Saturday, April 19, 2014

Holy Week, Confession, Divine Mercy and Hard-identity Catholicism

I've not posted for a long time.  Too long, actually.  I'm sure that there are many who have visited the site disappointed that I'd not posted anything since back in December.

Much of my attention has been focused on getting through my first year at Sacred Heart.  I wish that I'd spent more time chronicling my adventures over the last months, but somehow as I'm getting older I'm finding that kind of public display of catharsis rather tiresome.

That said, I've had many personal spiritual struggles over the last year, and have finally managed, by the grace of God, to turn a corner and begin the long journey back out of the desert I've been wandering in all these months.

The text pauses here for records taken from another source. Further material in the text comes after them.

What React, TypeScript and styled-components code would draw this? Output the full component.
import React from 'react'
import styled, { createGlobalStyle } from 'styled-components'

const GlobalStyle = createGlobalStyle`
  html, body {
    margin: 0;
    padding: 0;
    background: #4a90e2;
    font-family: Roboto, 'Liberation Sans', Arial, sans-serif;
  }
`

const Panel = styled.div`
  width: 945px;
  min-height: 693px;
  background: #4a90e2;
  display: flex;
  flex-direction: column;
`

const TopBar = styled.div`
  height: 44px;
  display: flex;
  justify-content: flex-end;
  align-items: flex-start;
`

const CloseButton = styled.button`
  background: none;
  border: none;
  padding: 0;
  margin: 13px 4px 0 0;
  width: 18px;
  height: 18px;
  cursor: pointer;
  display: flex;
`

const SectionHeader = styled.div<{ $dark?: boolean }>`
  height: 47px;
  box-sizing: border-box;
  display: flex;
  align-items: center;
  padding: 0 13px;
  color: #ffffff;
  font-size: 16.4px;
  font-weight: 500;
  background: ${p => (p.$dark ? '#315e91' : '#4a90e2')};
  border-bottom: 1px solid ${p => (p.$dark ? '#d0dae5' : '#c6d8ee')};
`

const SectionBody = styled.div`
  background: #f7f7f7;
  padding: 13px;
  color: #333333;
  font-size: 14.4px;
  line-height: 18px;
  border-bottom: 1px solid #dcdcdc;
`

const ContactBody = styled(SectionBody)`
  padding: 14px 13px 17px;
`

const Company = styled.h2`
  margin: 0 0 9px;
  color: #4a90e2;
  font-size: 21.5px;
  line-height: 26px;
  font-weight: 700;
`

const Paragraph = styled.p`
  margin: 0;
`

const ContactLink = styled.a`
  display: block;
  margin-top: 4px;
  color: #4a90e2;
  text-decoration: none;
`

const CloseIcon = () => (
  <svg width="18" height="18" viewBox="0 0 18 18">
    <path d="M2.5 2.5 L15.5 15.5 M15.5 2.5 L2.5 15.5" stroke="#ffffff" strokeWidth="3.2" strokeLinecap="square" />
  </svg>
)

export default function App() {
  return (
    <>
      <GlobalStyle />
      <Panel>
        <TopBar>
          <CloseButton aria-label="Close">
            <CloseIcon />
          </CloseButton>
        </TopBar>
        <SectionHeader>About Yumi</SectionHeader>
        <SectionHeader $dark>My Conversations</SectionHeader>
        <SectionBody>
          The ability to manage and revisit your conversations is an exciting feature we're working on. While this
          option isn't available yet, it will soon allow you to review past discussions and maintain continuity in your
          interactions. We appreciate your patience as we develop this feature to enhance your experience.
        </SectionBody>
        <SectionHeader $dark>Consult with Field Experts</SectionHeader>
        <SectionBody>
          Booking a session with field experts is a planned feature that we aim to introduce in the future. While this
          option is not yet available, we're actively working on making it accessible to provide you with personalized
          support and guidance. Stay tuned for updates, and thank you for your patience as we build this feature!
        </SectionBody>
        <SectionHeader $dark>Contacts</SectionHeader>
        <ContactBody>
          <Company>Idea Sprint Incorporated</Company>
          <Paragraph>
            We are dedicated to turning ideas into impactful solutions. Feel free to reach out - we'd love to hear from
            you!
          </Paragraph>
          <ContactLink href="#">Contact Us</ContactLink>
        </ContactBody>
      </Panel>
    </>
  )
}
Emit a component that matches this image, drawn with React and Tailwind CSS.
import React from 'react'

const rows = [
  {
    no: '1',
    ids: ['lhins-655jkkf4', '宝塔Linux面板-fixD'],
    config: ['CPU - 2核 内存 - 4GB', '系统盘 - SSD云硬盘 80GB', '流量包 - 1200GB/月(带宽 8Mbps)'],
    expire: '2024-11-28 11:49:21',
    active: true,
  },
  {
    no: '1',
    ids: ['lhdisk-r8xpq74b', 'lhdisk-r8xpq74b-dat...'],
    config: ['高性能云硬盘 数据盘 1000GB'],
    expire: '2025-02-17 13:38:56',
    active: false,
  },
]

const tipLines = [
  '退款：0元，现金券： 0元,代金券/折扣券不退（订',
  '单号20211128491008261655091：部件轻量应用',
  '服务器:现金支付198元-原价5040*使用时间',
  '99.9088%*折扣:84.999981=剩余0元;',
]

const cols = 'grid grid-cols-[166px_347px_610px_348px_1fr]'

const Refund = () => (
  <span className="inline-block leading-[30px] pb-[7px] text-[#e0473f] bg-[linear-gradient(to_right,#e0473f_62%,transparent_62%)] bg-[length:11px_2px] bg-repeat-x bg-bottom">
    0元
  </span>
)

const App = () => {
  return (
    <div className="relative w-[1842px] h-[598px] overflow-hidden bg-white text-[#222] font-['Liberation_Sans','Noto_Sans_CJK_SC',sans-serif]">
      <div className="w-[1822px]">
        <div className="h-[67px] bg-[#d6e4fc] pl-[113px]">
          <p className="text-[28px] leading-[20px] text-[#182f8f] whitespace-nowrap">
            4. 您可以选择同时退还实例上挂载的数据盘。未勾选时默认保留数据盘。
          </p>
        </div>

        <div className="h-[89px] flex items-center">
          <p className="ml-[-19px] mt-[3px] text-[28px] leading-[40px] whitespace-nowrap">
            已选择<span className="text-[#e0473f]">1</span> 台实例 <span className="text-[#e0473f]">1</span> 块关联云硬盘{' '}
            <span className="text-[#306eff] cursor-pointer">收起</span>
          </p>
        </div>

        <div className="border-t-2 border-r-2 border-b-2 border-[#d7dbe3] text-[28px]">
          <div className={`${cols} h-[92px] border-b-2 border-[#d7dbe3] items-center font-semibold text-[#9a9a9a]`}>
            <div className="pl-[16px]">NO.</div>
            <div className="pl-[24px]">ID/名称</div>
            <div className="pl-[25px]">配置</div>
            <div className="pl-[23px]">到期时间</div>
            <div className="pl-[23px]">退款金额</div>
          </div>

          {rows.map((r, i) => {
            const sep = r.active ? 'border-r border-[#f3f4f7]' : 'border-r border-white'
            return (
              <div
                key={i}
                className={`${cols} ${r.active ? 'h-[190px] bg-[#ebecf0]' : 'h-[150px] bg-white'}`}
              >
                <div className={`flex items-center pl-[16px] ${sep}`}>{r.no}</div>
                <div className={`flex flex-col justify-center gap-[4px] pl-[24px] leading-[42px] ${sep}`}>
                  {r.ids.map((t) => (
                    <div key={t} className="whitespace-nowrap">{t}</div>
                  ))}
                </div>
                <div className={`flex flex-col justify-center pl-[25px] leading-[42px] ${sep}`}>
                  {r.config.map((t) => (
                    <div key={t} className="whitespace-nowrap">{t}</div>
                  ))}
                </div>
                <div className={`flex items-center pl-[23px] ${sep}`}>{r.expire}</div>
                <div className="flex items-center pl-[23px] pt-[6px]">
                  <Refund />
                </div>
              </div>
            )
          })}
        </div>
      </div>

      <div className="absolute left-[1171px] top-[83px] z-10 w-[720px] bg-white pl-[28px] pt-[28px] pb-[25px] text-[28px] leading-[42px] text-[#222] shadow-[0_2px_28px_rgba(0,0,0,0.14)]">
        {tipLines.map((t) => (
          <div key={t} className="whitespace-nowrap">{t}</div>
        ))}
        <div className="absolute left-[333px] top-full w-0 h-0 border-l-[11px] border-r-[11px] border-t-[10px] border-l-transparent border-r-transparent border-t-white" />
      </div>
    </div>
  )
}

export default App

The first step on this journey is a return to the confessional.  Not an easy task, as it seemed that each time I tried to stiffen my resolve to go, my heart would become all the more flinty.  The sins, along with the sense of weighty guilt and shame, became too much to bear and so, after helpful prayer and encouragement from friends, I returned to the confessional.  What a relief.  A millstone was cast from my neck.  My penance was not an involved one, but a very helpful one - one in which I am still engaged as the priest insisted that I perform this particular penance every day for two weeks.  I immediately received Holy Communion - something I'd not done in nearly a year.

I've returned to daily prayer, which is also an important exercise, and am joining in with others on praying the Divine Mercy Novena.

My turning back toward God got some attention.  Attention of a demonic sort.

Make no mistake. We Catholics pray daily that God will send St. Michael to defend us in battle because the Devil and his minions prowl the earth seeking the ruin of souls. He does not discriminate in this matter. Indeed, what benefit is it to Satan to make use of pawns who are already separated from God? Rather, he finds those who are vulnerable within the Church, right in the local parish community, to vex and confound us, drawing our attention away from Christ on the Cross.

These are troubling times, and these Three Days are when the Church is most vulnerable - altars are stripped, bells and organs are silent, and after the Liturgy for Good Friday, all the tabernacles of the world will be empty.

I have experienced profound graces and mercy in the last several days, and Satan cannot abide it. He has already tried (and nearly succeeded) in thwarting my attempt to journey back to a state of grace, and between now and Holy Saturday Night (the Great Vigil of Easter) it will likely get worse.

Be sober and vigilant, good friends.